Ayala Malls Nuvali is divided into four distinct wings. Solenad 1 sits directly beside the artificial Nuvali Lake, while Solenad 2 to 4 are located across Nuvali Boulevard, alongside the Nuvali Transport Terminal.

Solenad 1 features an open-air layout composed of five two-storey buildings. Situated by the Nuvali Lake, it offers recreational activities such as koi feeding and water taxi rides.

Solenad 2 is a single-level wing further divided into four buildings. It is anchored by a Robinsons Supermarket branch.

Solenad 3 is further divided into ten structures (Buildings A to H), with Building H split into three separate structures. Building A is occupied by a branch of The Landmark department store, supermarket, and food center, while a four-screen cinema, one of which is an A-Luxe cinema, is located on the third level of Building C. Buildings A and C stand at three levels each; Buildings B, D, and E have two each; and the rest are single-level structures featuring a restaurant row. Buildings A, C, and H are fully air-conditioned, while Building D contains an open-air central atrium. The wing also features a central activity park and playground. From 2015 to 2024, it included Fiesta Market, which featured a hawker center type of food court.

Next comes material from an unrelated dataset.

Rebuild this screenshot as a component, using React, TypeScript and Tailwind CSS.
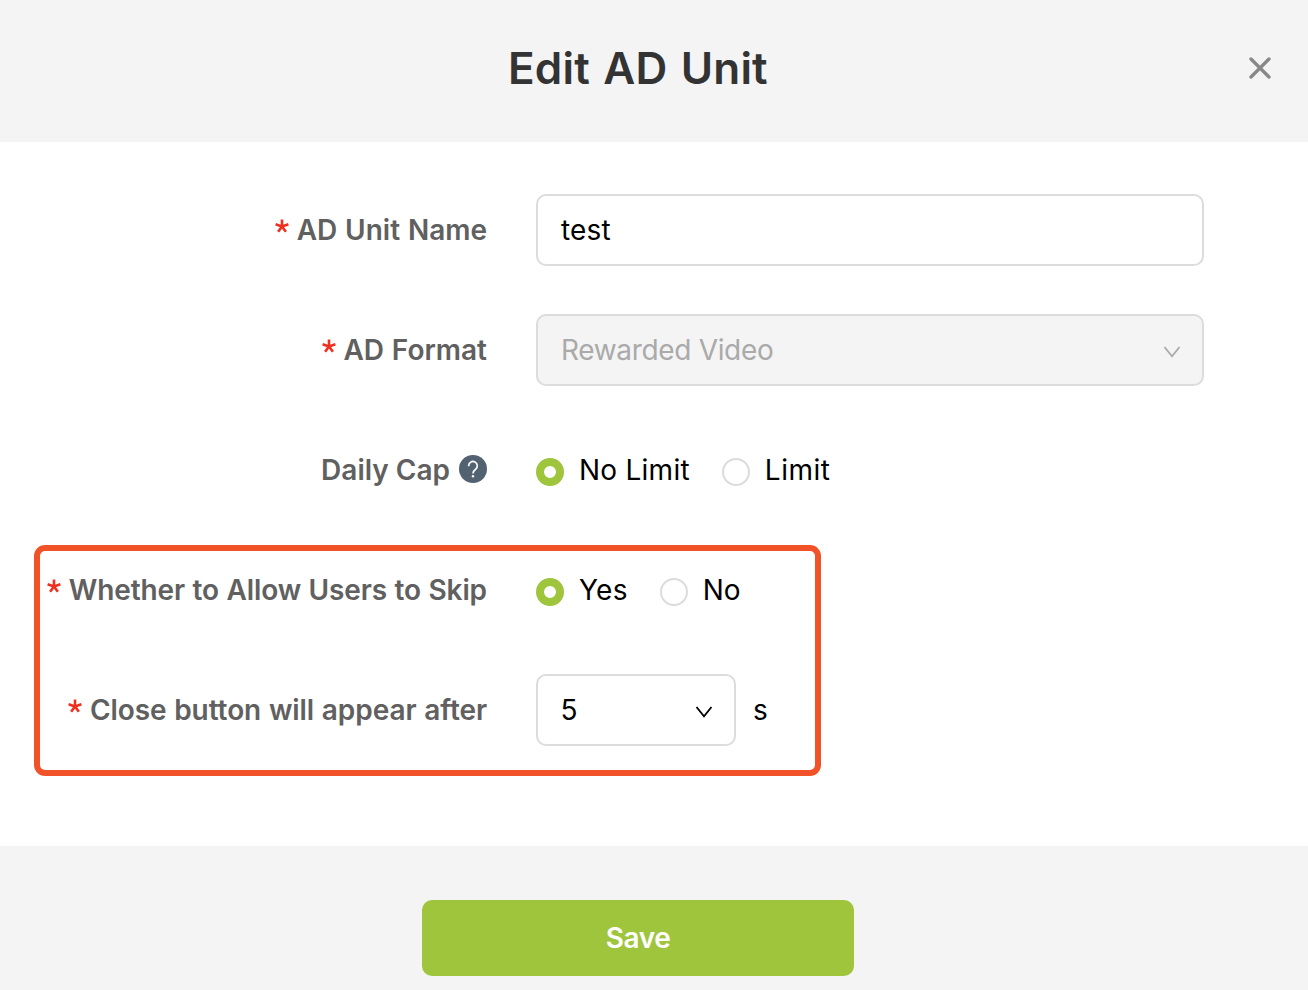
import React from "react";

function Label({ children, required, className = "" }: { children: React.ReactNode; required?: boolean; className?: string }) {
  return (
    <div className="flex w-[488px] shrink-0 items-center justify-end pr-px font-semibold whitespace-nowrap text-[#606060]">
      {required && (
        <svg className="mr-[7.5px] -mt-2 size-[14px] text-[#f0301e]" viewBox="0 0 14 14" fill="none" stroke="currentColor" strokeWidth="2.6">
          <path d="M7 7.4V.6M7 7.4.6 5.3M7 7.4l6.4-2.1M7 7.4l-3.9 5.4M7 7.4l3.9 5.4" />
        </svg>
      )}
      <span className={className}>{children}</span>
    </div>
  );
}

function Radio({ checked, label, className = "" }: { checked?: boolean; label: string; className?: string }) {
  return (
    <label className="flex items-center">
      <span
        className={
          checked
            ? "mt-1 size-7 rounded-full border-8 border-[#9fc53d] bg-white"
            : "mt-1 size-7 rounded-full border-2 border-[#dcdcdc] bg-white"
        }
      />
      <span className={`ml-[15px] whitespace-nowrap ${className}`}>{label}</span>
    </label>
  );
}

function Chevron({ className }: { className: string }) {
  return (
    <svg className={className} width="18" height="12" viewBox="0 0 18 12" fill="none" stroke="currentColor" strokeWidth="1.8">
      <path d="M1.5 1 9 10.3 16.5 1" />
    </svg>
  );
}

export default function App() {
  return (
    <div className="relative flex h-[990px] w-[1308px] flex-col overflow-hidden bg-white font-['Inter','Liberation_Sans',sans-serif] text-[28px] leading-10 text-black">
      <header className="flex h-[142px] shrink-0 items-start justify-between bg-[#f4f4f4] pt-[41px] pr-[37px] pl-[508px]">
        <h1 className="text-[44px] leading-[54px] font-semibold tracking-[0.2px] whitespace-nowrap text-[#333] [word-spacing:2px]">Edit AD Unit</h1>
        <button className="mt-4 text-[#888]" aria-label="Close">
          <svg width="22" height="22" viewBox="0 0 22 22" fill="none" stroke="currentColor" strokeWidth="3.3" strokeLinecap="round">
            <path d="m2 2 18 18M20 2 2 20" />
          </svg>
        </button>
      </header>

      <main className="flex h-[704px] shrink-0 flex-col gap-12 pt-[52px]">
        <div className="flex h-[72px] items-center gap-12">
          <Label required className="[word-spacing:0.8px]">AD Unit Name</Label>
          <div className="flex h-[72px] w-[668px] items-center rounded-[10px] border-2 border-[#dcdcdc] pl-[23px]">
            <span className="tracking-[0.2px]">test</span>
          </div>
        </div>
        <div className="flex h-[72px] items-center gap-12">
          <Label required className="[word-spacing:0.8px]">AD Format</Label>
          <div className="flex h-[72px] w-[668px] items-center justify-between rounded-[10px] border-2 border-[#dcdcdc] bg-[#f4f4f4] pr-[21px] pl-[23px] text-[#aaa]">
            <span className="tracking-[-0.33px]">Rewarded Video</span>
            <Chevron className="mt-1 text-[#aaa]" />
          </div>
        </div>
        <div className="flex h-[72px] items-center gap-12">
          <Label>
            <span className="flex items-center">
              <span>Daily Cap</span>
              <svg className="-mt-0.5 ml-[9px] size-7" viewBox="0 0 28 28" fill="none">
                <circle cx="14" cy="14" r="14" fill="#526270" />
                <path d="M9.7 11.2V10.8a4.3 4.3 0 1 1 6.9 3.4c-1.8 1.4-2.6 2.1-2.6 4.2" stroke="#fff" strokeWidth="1.7" />
                <circle cx="14" cy="21.3" r="1.2" fill="#fff" />
              </svg>
            </span>
          </Label>
          <div className="flex items-center gap-8">
            <Radio checked label="No Limit" className="tracking-[0.25px]" />
            <Radio label="Limit" className="tracking-[0.5px]" />
          </div>
        </div>
        <div className="flex h-[72px] items-center gap-12">
          <Label required className="tracking-[-0.1px] [word-spacing:0.5px]">Whether to Allow Users to Skip</Label>
          <div className="flex items-center gap-8">
            <Radio checked label="Yes" className="tracking-[0.25px]" />
            <Radio label="No" />
          </div>
        </div>
        <div className="flex h-[72px] items-center gap-12">
          <Label required className="tracking-[-0.08px] [word-spacing:0.8px]">Close button will appear after</Label>
          <div className="flex items-center gap-[17px]">
            <div className="flex h-[72px] w-[200px] items-center justify-between rounded-[10px] border-2 border-[#dcdcdc] pr-[21px] pl-[22.5px]">
              <span>5</span>
              <Chevron className="mt-1 text-black" />
            </div>
            <span>s</span>
          </div>
        </div>
      </main>

      <footer className="flex h-[144px] shrink-0 justify-center bg-[#f4f4f4] pt-[54px] pr-8">
        <button className="h-[76px] w-[432px] rounded-[10px] bg-[#9fc53d] font-semibold tracking-[-0.4px] text-white">Save</button>
      </footer>

      <div className="pointer-events-none absolute top-[545px] left-[33.5px] h-[231px] w-[787.5px] rounded-[11px] border-6 border-[#f15228]" />
    </div>
  );
}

Solenad 4 is the under-construction four-storey expansion wing of the mall expected to open in November 2026. It will also feature a chapel.

===Parking===
Parking facilities serving the mall include open-air lots near Solenad 1, around Solenad 2, and along Nuvali Boulevard, as well as a multi-level steel parking structure. Additionally, Solenad 4 is also served by a separate, adjacent open lot situated across Evoliving Parkway, beside Nuvali Sustainability Park.